Data di atas pun dikonfirmasi oleh kondisi riil sektor tekstil nasional. Dikabarkan, dalam rentang waktu Januari hingga September 2019 sebanyak 188 perusahaan tekstil dan produk tekstil (TPT) di Jawa Barat mengalami kebangkrutan. Akibatnya, lebih dari 68 ribu pegawai terkena pemutusan hubungan kerja (PHK). Perusahaan-perusahaan TPT tersebut diklaim akan pindah ke Provinsi Jawa Tengah.
Anggota Tim Akselerasi Jabar Juara untuk Bidang Ketenagakerjaan Disnakertrans Provinsi Jawa Barat, Hemasari Dharmabumi, mengatakan bahwa bangkrutnya maupun berpindahnya perusahaan TPT yang mayoritas berada di Kabupaten Bandung itu akibat dari dibukanya keran impor tekstil dari Cina.
“Selain itu, khususnya di Majalaya, mereka bangkrut karena mereka tidak mampu menyesuaikan diri dengan kemajuan teknologi tekstil.

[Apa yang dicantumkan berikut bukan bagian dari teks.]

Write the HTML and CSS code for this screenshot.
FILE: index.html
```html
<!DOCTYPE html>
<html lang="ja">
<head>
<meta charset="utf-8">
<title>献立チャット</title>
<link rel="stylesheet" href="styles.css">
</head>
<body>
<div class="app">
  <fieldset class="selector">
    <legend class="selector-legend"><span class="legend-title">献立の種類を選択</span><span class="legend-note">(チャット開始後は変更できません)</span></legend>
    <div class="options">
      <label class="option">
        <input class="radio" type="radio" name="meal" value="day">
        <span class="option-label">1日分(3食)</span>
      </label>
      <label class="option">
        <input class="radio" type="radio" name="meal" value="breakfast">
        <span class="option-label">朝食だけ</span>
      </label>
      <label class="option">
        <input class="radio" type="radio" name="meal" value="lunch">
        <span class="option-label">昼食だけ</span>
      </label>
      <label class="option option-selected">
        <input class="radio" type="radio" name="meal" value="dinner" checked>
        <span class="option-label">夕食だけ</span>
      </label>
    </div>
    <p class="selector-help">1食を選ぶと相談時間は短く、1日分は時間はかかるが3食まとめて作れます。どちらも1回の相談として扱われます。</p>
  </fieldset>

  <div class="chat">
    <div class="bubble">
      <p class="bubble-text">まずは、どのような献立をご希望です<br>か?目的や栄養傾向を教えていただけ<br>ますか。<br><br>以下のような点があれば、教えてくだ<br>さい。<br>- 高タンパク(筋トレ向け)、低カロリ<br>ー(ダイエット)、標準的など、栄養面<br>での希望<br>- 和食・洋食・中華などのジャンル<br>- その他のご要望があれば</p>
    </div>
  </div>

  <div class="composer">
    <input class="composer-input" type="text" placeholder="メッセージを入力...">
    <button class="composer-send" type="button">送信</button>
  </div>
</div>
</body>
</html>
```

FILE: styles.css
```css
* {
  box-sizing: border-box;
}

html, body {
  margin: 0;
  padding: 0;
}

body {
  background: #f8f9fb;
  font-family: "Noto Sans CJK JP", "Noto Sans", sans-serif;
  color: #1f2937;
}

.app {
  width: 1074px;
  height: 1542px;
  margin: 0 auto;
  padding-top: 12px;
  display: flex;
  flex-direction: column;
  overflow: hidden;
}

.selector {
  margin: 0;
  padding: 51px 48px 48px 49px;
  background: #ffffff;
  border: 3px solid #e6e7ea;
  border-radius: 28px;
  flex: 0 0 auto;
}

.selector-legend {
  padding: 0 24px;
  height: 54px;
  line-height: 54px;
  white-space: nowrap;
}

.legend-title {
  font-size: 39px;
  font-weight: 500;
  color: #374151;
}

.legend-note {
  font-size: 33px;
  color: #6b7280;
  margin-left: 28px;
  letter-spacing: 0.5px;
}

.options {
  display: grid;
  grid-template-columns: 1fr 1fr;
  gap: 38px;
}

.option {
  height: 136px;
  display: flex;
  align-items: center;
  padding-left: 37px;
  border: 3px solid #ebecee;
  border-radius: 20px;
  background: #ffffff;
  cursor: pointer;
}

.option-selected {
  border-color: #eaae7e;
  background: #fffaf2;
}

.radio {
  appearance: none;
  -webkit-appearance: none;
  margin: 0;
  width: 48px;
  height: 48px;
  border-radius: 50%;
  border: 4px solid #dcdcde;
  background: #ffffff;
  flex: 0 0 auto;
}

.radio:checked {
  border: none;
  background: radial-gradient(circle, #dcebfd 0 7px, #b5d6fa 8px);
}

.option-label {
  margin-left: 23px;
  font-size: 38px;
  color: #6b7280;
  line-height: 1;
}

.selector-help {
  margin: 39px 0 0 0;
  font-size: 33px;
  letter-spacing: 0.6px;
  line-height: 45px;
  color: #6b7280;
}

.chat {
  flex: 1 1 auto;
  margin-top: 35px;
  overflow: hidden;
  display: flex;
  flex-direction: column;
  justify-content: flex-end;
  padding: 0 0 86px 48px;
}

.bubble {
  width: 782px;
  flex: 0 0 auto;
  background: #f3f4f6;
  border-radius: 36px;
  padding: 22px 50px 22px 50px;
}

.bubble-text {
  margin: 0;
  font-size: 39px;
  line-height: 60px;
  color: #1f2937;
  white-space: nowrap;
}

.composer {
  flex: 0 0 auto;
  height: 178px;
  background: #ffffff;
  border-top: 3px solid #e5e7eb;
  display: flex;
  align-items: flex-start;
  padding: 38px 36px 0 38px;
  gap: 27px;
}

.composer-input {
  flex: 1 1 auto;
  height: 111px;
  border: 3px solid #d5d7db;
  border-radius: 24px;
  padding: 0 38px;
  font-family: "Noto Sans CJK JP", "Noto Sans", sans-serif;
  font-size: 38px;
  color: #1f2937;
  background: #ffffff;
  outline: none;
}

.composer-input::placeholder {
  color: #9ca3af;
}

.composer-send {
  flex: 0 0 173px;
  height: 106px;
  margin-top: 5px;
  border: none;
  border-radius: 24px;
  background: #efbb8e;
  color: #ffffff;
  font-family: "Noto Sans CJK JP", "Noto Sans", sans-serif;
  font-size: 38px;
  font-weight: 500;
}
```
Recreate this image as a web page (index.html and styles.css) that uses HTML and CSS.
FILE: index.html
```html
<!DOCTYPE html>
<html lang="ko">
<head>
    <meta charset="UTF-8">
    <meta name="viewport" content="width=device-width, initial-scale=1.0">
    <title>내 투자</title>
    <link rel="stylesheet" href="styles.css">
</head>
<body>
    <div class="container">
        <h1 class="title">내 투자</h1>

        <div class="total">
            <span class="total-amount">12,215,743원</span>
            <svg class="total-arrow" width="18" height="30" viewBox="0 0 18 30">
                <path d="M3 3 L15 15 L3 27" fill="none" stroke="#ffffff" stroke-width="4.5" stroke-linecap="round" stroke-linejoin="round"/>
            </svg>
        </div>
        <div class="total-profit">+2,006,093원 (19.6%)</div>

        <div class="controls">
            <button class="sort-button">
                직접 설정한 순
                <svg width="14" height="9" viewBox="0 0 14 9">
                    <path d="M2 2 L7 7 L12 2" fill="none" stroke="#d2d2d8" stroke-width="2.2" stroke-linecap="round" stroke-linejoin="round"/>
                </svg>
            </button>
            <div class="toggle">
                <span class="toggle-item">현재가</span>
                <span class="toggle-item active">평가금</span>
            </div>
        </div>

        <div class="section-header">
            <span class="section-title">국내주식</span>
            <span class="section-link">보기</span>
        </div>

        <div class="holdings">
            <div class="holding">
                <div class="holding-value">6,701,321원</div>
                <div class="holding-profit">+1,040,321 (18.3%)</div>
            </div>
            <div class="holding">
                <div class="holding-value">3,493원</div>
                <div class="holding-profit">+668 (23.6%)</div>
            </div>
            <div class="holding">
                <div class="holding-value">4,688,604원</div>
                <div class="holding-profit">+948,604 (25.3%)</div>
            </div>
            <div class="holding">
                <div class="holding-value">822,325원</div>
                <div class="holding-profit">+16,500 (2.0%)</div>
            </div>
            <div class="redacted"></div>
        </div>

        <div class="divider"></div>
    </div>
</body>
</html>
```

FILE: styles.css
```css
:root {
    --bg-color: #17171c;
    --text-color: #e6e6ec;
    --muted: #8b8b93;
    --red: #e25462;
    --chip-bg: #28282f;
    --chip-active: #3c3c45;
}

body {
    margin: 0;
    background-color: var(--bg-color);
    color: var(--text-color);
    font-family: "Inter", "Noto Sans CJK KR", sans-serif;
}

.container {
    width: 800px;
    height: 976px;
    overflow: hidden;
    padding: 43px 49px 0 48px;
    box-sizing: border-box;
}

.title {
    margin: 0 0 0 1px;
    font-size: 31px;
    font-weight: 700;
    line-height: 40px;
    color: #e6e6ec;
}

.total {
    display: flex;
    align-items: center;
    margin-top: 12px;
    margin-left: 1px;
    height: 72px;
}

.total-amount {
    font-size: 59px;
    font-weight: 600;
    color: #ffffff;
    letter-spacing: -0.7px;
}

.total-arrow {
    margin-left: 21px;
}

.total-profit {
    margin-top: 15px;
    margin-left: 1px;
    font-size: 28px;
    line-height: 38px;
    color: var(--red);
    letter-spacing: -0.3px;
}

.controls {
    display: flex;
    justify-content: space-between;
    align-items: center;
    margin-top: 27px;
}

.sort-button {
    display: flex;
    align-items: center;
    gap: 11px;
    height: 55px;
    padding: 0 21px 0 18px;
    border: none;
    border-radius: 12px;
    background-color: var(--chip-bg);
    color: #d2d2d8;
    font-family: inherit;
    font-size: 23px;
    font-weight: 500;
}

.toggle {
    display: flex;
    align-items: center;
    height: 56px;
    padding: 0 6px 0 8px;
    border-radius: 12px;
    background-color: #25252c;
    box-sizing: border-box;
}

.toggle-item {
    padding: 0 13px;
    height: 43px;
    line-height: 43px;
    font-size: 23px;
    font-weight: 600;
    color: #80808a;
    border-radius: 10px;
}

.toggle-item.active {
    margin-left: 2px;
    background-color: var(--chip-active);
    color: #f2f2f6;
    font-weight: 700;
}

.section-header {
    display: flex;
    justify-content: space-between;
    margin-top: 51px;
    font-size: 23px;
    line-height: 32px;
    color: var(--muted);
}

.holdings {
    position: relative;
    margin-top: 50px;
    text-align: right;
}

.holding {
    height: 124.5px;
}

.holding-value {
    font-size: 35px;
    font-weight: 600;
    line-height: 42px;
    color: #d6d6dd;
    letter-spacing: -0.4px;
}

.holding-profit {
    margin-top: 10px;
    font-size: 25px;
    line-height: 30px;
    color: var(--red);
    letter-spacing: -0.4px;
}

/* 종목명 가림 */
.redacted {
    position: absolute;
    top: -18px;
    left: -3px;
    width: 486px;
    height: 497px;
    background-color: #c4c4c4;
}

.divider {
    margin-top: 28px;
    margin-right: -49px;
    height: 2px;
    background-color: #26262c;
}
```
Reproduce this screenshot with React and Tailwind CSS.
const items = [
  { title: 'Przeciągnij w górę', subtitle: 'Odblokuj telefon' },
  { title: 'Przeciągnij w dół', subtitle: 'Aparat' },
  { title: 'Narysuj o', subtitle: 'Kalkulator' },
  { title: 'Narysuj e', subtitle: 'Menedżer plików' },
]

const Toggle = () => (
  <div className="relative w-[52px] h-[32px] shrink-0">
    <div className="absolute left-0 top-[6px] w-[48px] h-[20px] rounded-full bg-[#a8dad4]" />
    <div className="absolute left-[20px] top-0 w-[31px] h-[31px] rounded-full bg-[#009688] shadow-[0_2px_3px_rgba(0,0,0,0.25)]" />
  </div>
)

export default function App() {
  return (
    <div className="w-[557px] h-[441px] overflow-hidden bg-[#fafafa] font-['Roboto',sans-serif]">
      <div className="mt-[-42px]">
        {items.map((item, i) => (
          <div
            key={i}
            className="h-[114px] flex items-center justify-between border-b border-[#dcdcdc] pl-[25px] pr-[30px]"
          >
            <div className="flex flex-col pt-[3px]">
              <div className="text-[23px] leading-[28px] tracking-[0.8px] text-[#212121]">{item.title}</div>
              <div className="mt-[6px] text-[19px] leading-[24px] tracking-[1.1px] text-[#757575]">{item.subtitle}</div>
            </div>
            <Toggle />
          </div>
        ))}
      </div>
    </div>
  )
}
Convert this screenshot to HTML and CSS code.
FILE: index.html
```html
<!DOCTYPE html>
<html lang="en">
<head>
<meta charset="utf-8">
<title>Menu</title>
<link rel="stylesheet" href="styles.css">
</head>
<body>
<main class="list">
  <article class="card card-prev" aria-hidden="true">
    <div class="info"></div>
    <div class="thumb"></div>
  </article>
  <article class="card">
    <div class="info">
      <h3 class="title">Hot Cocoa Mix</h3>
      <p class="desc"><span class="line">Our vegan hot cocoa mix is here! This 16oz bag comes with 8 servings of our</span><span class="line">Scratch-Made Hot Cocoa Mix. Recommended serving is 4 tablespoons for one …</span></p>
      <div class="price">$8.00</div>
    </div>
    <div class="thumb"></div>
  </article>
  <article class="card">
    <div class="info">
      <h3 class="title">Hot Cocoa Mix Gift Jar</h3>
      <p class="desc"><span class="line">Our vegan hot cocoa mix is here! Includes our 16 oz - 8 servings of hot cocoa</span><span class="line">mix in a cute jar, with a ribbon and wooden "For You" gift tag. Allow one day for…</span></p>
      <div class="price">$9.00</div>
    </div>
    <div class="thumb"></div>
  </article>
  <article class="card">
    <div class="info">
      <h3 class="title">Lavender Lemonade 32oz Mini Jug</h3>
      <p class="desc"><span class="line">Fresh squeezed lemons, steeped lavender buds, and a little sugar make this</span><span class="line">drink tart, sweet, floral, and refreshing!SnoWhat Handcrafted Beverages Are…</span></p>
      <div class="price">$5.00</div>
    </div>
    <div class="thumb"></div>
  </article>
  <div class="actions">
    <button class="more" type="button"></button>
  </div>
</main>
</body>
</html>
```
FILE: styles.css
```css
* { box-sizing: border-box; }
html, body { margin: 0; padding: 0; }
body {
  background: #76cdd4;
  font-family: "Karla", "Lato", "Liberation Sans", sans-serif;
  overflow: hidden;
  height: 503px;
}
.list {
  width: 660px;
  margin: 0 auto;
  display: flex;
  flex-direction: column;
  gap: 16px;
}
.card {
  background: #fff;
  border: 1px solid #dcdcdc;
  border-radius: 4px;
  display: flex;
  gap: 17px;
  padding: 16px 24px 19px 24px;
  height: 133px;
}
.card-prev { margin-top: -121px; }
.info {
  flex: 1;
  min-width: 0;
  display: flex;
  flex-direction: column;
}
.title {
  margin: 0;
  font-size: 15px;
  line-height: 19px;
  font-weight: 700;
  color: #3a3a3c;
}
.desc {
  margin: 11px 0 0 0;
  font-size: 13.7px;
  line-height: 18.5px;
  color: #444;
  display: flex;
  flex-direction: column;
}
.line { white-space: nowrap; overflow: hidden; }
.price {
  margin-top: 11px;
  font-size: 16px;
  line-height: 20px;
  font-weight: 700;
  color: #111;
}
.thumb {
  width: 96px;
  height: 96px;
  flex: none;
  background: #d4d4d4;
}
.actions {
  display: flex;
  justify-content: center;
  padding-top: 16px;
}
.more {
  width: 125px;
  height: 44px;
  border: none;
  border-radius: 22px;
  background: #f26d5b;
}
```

Jadi di Majalaya itu industrinya sudah tua, dan pada 2019 masih ada alat tenun yang dipakai oleh pabrik garmen yang bukan mesin,” kata Hema di Bandung, Jumat (4/9/2019).
Menurut dia, Disnakertrans Provinsi Jabar telah melakukan berbagai upaya agar keberadaan pabrik tekstil yang ada saat ini tidak gulung tikar. Upaya tersebut misalnya kebijakan pengupahan. Namun, hingga berita ini diturunkan, belum ada hasil maupun perkembangan yang signifikan.
Di sisi lain, sektor tekstil Jabar dikenal sebagai salah satu penyumbang tertinggi angka ekspor nasional. Termasuk menjadi salah satu sektor industri dengan konsumsi listrik tertinggi di Pulau Jawa.
Jadi, jika sektor ini harus terpuruk, pukulan berantai jelas tak hanya terkait masalah ketenagakerjaan belaka. Bisa jauh lebih buruk dari itu. Pertanyaannya kemudian, sudahkah ini menjadi perhatian serius dari pemerintah?